Applicant's Position
[6] As the successful party, the applicant is seeking costs against the respondent directors on a partial indemnity basis the amount of $33,733.03 as set out in their Costs Outline filed.
[7] The applicant is a 49.5% shareholder of Plum and 45% shareholder of Cen-Ta. If the companies are required to pay the costs, then the applicant will receive only a percentage of the actual costs he incurred. In addition, a costs order against the corporations will impose a financial burden on them.
[8] The companies were the object of the application rather than an active player.
[9] Also, the directors' conduct rise to prima facie breaches of their fiduciary duties to the companies.
Respondents' Position
[10] The Respondents submit that either there should be no costs or costs should be significantly reduced, to reflect the divided success on the application and findings against the applicant's own conduct. Alternatively, costs of the application should be ordered in the cause in the eventual derivative action (if it is pursued).
[11] The court rejected the applicant's request that the corporate respondents pay the fees and costs associated the derivative claim. Rather the court ordered that the costs be equally shared by the applicant and corporate respondents.
[12] Given this order, the costs of this application should also be shared by the parties.
[13] The court cast doubt on the viability of the applicant's proposed claim that the court make an "order prohibiting the defendants from drawing salaries or fees that exceed an amount to be set by the court". The court found that this would be intrusive and would require clear evidence.
[14] Also the court made an adverse finding against the applicant for being paid when he ceased providing services for a number of years.
Legal Principles
[15] The costs of a proceeding are in the discretion of the Court (s. 131(1) Courts of Justice Act). That discretion must be exercised on a principled basis (Davies v. Clarington Municipality, 2009 ONCA 722, 100 O.R. (3d) 66, at para. 40). Fixing costs is not merely a mechanical exercise; the amount awarded should, considering all the circumstances, be fair and reasonable (Boucher v. Public Accountants Council for the Province of Ontario, 71 O.R. (3d) 291 (C.A.)). In a proper case, costs may be awarded against a successful party (r. 57.01(2) of the Rules).
[16] As stated in Boucher, the Court must be fair and reasonable when exercising its discretion to award costs and the parties' expectation concerning the amount of a costs award is a relevant factor to be considered.
[17] Rule 57.01(1) of the Rules contains a non-exhaustive checklist of factors that guide the Court in its reasoning when awarding costs in the exercise of its discretion under s. 131 of the Courts of Justice Act.
Analysis
[18] The applicant was successful in obtaining permission to bring proceedings in the name of the respondent corporations against the respondent directors. The applicant is prima facie entitled to costs of the leave application.

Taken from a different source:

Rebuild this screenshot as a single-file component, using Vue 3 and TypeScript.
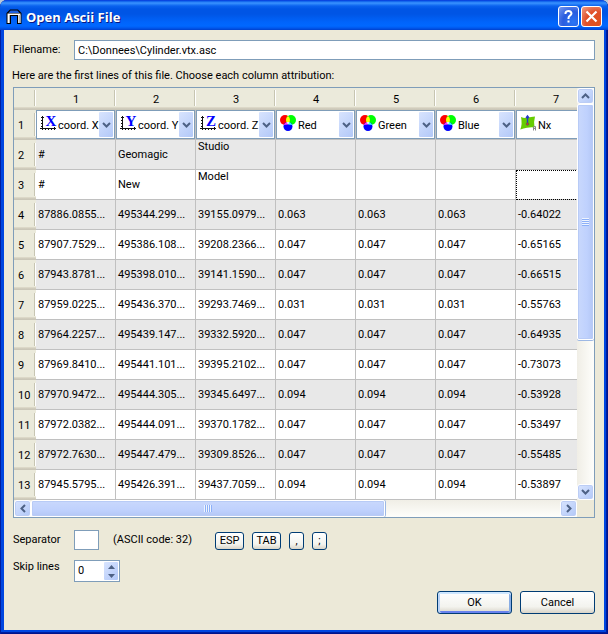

[19] Costs are in the court's discretion and at this stage of these proceedings, where the action has not yet commenced, the court must still apply the general principles set out in rule 57.01 and balance fairness amongst the parties.
[20] The court commented on the applicant continuing to receive remuneration from the corporations without providing any services.
[21] In its endorsement, the court identified significant overlap between the proposed derivative claim and the applicant's existing oppression action. There are similar core allegations and some duplication.
[22] It is likely the oppression action and the derivative claim will be heard together.
[23] There is also an issue as to whether the companies should be ordered to pay costs at the leave stage. Yet, the application is made on behalf of the corporations and benefits them.
[24] The respondent directors are not yet the defendants of a derivative action and the allegations against them has not been proven.
[25] In the circumstances, costs are reserved to the trial judge who will be in the best position to assess the costs of the entirety of the proceedings and the parties' conduct including the leave application.